Cross-state training programs between protective and restrictive states, like the one Rachel Jensen is involved in, are one solution—and, because the Accreditation Council for Graduate Medical Education requires access to abortion training for OB-GYN trainees, a necessary one. Such programs are already ramping up to help more students and cover more of their costs.
But these programs have limitations, says Jessica Lee, MD, MPH ’17, assistant professor in Obstetrics & Gynecology at the University of Maryland School of Medicine and director of the university’s Ryan Residency Training Program, one of the programs offering cross-state support.
“I have colleagues across the whole country emailing me about opportunities for their residents to seek training out-of-state with us,” she says. “But honestly, there's no great way to get that training accomplished because we still have to address the training needs of our current residents.”

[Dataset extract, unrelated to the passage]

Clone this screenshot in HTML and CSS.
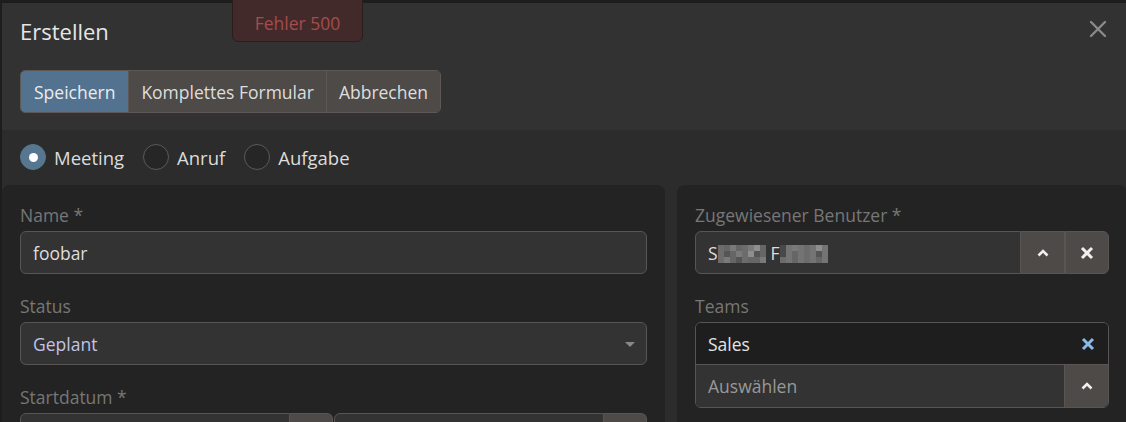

Lee also must consider how to use limited resources: “What does it mean to train a resident and provide one or two weeks’ experience—what are they going to do with that if they're not going to get to continue those skills when they return to their home program? It raises a lot of questions about how we invest our time.”
One thing that brings her hope is that, galvanized by Dobbs, the current generation of medical trainees is deeply committed to ensuring that abortion care is available to their patients.
Jackline Lasola, an OB-GYN resident at the University of California, San Francisco, has ruled out living in a ban state but wants to “find some way to provide services” in ban states, perhaps by working as a traveling provider. “That’s something that I’m open to in those types of places.”
When it comes to abortion access, the current crop of trainees is “200% more interested than medical students were five or 10 years ago, and I'm absolutely ecstatic,” says Lee. “This current generation is really fired up, and we’re lucky to have them fighting for our patients, regardless of what the future legal landscape looks like.”